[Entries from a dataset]

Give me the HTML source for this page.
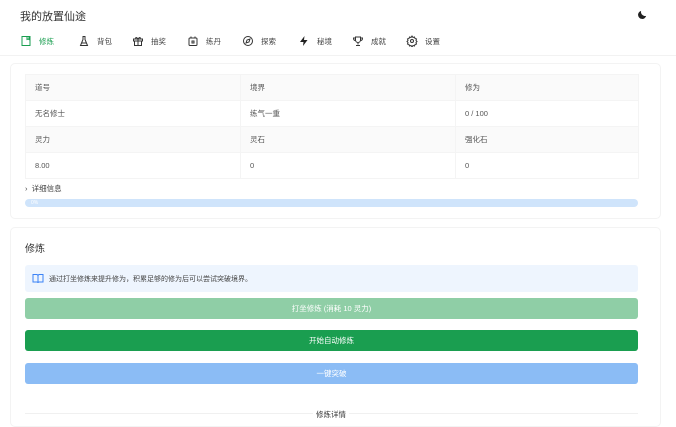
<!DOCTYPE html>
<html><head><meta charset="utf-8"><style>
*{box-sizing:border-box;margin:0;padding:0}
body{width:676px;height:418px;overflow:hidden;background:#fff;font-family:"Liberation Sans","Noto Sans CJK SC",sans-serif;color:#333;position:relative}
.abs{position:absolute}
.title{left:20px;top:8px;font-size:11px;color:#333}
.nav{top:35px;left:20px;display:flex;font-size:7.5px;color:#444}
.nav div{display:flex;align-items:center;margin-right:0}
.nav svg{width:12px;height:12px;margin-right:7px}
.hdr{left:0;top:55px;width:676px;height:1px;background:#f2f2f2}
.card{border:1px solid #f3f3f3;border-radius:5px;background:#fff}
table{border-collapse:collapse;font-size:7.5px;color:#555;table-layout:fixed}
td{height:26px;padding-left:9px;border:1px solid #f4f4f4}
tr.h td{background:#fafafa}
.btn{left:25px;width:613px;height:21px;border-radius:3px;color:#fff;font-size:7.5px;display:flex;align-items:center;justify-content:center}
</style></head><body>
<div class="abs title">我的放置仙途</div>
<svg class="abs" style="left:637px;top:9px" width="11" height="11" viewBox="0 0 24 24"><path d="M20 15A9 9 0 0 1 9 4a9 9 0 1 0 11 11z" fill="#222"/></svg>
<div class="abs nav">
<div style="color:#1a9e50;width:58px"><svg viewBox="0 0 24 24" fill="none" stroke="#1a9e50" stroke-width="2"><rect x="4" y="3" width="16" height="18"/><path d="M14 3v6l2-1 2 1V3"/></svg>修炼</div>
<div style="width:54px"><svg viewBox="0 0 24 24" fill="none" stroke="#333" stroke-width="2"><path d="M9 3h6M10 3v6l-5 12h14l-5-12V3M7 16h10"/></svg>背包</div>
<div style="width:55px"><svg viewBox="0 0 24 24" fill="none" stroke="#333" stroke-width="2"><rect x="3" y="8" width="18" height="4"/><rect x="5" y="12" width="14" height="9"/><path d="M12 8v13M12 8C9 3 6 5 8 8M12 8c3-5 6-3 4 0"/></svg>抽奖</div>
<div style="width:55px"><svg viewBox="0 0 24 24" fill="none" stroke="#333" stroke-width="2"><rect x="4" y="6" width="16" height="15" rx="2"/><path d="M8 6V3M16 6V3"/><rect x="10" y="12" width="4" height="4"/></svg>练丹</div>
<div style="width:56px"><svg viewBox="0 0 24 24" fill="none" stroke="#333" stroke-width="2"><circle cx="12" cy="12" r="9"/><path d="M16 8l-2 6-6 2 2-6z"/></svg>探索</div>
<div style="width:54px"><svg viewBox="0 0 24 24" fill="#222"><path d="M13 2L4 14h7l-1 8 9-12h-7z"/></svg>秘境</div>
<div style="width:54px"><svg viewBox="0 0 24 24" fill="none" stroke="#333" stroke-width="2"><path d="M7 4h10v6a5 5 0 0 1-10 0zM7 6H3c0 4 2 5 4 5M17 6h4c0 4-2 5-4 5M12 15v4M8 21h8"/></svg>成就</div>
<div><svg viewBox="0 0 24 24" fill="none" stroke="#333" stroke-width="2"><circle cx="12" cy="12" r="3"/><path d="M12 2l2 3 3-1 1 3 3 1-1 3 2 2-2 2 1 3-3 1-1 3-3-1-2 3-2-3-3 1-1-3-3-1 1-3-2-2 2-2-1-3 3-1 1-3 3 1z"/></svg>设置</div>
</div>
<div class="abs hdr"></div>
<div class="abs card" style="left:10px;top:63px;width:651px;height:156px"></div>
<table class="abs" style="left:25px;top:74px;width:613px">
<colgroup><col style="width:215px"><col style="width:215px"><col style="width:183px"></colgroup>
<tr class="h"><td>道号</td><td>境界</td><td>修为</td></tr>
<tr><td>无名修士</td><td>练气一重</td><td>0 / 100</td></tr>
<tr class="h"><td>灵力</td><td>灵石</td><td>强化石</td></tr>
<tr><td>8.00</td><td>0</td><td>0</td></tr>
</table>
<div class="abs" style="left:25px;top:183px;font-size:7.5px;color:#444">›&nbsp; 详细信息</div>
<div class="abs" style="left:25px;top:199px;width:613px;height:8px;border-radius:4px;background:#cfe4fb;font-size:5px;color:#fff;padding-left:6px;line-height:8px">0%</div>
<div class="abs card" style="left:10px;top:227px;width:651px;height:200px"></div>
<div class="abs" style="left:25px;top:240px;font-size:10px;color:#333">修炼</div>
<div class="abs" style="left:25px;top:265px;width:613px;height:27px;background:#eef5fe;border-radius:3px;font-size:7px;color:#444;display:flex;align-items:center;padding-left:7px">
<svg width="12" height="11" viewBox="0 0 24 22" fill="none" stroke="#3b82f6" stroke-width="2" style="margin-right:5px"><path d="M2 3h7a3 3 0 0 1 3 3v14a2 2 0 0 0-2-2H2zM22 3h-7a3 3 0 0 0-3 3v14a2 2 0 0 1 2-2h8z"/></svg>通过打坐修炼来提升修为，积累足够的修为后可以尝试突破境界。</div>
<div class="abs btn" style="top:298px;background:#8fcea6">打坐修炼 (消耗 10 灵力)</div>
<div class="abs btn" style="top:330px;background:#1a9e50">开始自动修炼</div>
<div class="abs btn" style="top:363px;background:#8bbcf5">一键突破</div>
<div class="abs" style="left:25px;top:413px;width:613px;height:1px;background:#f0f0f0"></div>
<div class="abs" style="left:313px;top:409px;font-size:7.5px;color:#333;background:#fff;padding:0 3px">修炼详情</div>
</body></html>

--

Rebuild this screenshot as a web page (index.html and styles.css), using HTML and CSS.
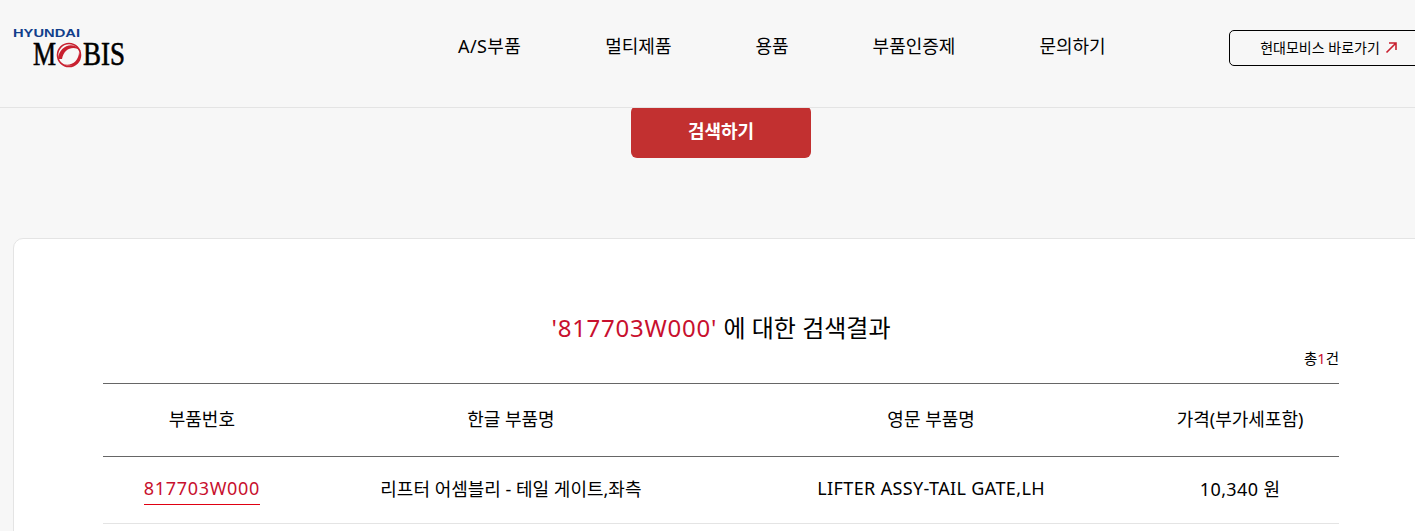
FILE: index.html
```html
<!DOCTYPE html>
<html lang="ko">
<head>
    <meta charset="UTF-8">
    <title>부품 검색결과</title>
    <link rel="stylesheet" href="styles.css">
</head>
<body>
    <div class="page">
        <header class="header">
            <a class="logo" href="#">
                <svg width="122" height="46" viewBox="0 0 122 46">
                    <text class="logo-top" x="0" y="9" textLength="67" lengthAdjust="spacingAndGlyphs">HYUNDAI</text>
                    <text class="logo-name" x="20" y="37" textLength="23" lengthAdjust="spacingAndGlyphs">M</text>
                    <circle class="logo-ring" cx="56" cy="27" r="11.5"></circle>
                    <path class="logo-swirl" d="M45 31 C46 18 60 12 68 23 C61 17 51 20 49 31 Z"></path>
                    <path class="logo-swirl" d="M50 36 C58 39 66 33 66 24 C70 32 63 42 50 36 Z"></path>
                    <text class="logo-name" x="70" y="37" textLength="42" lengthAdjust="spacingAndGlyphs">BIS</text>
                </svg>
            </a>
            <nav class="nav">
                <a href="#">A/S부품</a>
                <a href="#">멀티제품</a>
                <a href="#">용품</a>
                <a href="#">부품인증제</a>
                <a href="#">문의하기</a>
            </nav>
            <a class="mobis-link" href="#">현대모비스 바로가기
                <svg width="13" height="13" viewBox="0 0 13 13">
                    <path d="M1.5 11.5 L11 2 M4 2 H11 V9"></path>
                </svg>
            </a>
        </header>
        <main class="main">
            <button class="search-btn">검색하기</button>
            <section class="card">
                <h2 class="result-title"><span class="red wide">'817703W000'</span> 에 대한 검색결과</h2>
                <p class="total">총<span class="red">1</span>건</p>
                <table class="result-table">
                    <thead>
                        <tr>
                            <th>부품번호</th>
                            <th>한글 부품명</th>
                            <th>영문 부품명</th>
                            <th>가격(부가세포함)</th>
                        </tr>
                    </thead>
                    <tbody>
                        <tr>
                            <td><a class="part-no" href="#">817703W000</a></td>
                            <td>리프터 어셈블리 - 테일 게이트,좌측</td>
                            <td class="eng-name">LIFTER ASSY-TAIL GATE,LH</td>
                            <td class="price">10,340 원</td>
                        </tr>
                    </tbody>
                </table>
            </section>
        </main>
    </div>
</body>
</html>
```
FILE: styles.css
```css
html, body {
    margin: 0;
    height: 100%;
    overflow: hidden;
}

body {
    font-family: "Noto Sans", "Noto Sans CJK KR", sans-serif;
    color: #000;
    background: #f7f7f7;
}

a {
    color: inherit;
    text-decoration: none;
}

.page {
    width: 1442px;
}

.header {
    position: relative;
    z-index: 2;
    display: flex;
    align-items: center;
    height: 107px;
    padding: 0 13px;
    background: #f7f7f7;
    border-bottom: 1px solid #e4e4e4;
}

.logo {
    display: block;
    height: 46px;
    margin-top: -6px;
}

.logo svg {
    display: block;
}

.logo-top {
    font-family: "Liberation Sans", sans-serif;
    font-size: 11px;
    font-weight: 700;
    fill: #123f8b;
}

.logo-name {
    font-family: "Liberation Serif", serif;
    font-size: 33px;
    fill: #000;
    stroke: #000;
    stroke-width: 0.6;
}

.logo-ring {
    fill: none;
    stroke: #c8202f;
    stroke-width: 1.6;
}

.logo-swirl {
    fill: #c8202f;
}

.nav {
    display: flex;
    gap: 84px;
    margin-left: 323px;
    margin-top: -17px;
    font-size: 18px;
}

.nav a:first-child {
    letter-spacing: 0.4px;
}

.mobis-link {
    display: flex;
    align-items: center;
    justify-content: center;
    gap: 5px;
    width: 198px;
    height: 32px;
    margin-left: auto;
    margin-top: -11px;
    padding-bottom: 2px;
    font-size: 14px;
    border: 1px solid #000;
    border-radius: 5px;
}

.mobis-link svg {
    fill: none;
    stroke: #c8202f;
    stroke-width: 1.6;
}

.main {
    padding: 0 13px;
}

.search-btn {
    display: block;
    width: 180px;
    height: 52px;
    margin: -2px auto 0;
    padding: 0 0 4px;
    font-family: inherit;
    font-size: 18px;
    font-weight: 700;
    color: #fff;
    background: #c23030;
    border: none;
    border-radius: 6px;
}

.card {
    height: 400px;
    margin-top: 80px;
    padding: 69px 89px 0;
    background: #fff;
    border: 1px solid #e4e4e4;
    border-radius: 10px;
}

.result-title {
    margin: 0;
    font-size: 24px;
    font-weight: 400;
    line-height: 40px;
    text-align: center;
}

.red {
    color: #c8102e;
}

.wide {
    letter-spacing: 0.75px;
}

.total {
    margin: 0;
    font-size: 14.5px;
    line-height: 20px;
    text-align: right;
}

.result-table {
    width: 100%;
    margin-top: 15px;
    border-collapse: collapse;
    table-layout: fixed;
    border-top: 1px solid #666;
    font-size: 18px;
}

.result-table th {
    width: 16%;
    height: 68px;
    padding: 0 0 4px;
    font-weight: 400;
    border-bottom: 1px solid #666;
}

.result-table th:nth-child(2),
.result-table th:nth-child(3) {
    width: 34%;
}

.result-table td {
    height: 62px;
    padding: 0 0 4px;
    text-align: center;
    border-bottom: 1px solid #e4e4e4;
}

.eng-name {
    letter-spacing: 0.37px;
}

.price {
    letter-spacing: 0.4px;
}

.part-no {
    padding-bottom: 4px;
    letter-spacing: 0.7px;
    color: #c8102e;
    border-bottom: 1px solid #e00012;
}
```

...

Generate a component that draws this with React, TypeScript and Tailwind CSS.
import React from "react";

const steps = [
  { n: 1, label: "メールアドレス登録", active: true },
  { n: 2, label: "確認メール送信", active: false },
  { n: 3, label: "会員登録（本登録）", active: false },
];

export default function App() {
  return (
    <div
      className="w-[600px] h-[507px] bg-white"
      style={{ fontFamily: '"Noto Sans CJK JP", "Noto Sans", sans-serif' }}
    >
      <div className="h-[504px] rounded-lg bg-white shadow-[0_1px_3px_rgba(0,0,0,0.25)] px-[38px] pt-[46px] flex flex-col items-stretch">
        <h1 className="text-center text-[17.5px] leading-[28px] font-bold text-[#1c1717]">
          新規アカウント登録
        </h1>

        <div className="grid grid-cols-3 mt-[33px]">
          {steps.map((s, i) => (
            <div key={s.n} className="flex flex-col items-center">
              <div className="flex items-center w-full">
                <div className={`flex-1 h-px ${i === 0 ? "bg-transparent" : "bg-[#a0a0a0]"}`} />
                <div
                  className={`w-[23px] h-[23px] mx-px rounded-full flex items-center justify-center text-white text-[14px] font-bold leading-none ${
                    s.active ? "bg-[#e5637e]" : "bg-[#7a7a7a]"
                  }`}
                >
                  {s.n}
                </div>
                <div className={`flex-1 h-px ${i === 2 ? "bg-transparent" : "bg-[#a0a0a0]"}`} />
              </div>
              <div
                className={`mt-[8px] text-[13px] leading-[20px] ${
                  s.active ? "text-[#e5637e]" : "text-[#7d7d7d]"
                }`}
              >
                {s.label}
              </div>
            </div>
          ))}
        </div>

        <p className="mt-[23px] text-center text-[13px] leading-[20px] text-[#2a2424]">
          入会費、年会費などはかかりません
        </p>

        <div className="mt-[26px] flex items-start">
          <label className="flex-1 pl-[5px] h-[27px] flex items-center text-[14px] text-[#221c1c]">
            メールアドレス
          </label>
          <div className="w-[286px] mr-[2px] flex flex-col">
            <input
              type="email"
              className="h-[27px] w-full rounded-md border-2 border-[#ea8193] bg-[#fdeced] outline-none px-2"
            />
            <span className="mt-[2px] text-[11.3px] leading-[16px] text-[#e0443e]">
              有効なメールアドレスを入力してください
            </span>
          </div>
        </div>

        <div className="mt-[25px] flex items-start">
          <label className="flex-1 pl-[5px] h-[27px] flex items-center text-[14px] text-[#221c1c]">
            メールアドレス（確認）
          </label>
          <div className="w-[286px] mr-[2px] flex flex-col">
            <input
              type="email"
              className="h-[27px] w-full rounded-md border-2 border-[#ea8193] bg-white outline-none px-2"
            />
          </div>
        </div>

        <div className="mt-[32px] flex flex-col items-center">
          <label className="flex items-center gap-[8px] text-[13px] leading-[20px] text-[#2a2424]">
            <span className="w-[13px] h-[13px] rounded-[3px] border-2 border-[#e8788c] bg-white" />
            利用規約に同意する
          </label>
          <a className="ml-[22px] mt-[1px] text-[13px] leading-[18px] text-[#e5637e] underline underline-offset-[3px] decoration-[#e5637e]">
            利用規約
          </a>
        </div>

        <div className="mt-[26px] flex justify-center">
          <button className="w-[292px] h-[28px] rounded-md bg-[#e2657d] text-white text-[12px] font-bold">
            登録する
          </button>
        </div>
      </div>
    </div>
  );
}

**WRITTEN PROBLEM:**
From the listing above, copy every line that holds the string "React".

**THE REPLY:**
Generate a component that draws this with React, TypeScript and Tailwind CSS.
import React from "react";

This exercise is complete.